To be done - Reply with nothing except the number of lines that contain the word "styled".

Start

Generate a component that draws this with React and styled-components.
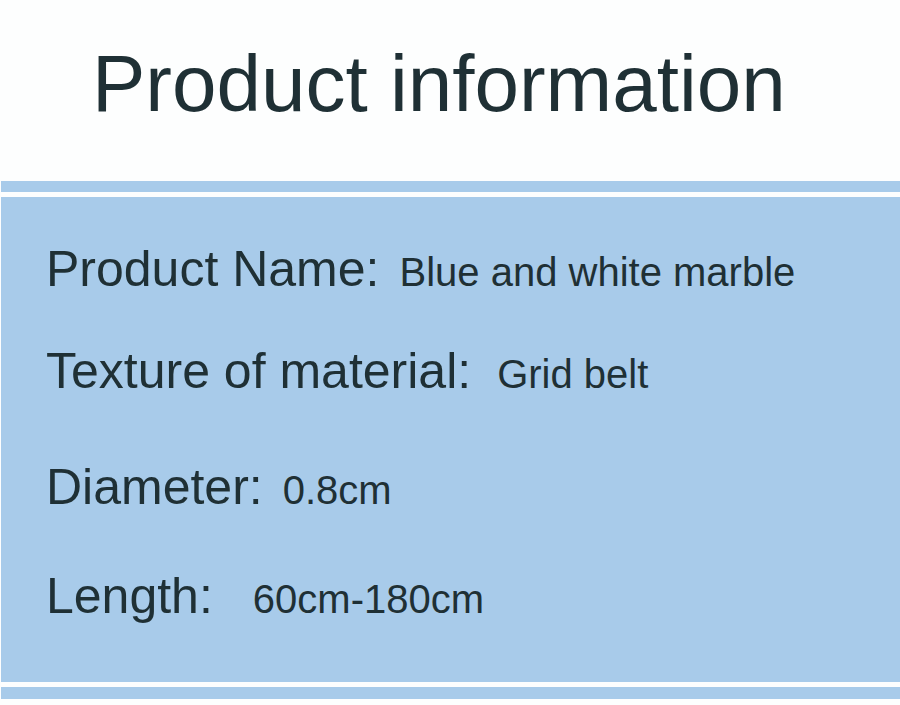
import styled, { createGlobalStyle } from "styled-components";

const GlobalStyle = createGlobalStyle`
  body {
    margin: 0;
    background: #fdfefe;
    font-family: "Liberation Sans", Arial, sans-serif;
  }
`;

const Page = styled.div`
  width: 900px;
  height: 705px;
  background: #fdfefe;
  color: #1f3035;
  overflow: hidden;
`;

const Header = styled.header`
  height: 181px;
  box-sizing: border-box;
  padding: 44px 0 0 92px;
`;

const Title = styled.h1`
  margin: 0;
  font-size: 80px;
  font-weight: 400;
  line-height: 80px;
  white-space: nowrap;
`;

const Band = styled.div`
  margin-left: 1px;
  height: ${(p) => p.h}px;
  margin-top: ${(p) => p.top || 0}px;
  background: #a8cbea;
`;

const Panel = styled.section`
  margin: 5px 0 0 1px;
  height: 485px;
  box-sizing: border-box;
  padding: 47px 0 0 45px;
  background: #a8cbea;
`;

const Row = styled.div`
  display: flex;
  align-items: baseline;
  gap: ${(p) => p.gap}px;
  margin-top: ${(p) => p.top || 0}px;
  height: 50px;
  white-space: nowrap;
`;

const Label = styled.span`
  font-size: 50px;
  line-height: 50px;
`;

const Value = styled.span`
  font-size: 40px;
  line-height: 40px;
`;

const rows = [
  { label: "Product Name:", value: "Blue and white marble", gap: 20, top: 0 },
  { label: "Texture of material:", value: "Grid belt", gap: 26, top: 52 },
  { label: "Diameter:", value: "0.8cm", gap: 20, top: 66 },
  { label: "Length:", value: "60cm-180cm", gap: 40, top: 59 },
];

export default function App() {
  return (
    <Page>
      <GlobalStyle />
      <Header>
        <Title>Product information</Title>
      </Header>
      <Band h={11} />
      <Panel>
        {rows.map((r) => (
          <Row key={r.label} gap={r.gap} top={r.top}>
            <Label>{r.label}</Label>
            <Value>{r.value}</Value>
          </Row>
        ))}
      </Panel>
      <Band h={12} top={5} />
    </Page>
  );
}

End

Response to this exercise - 10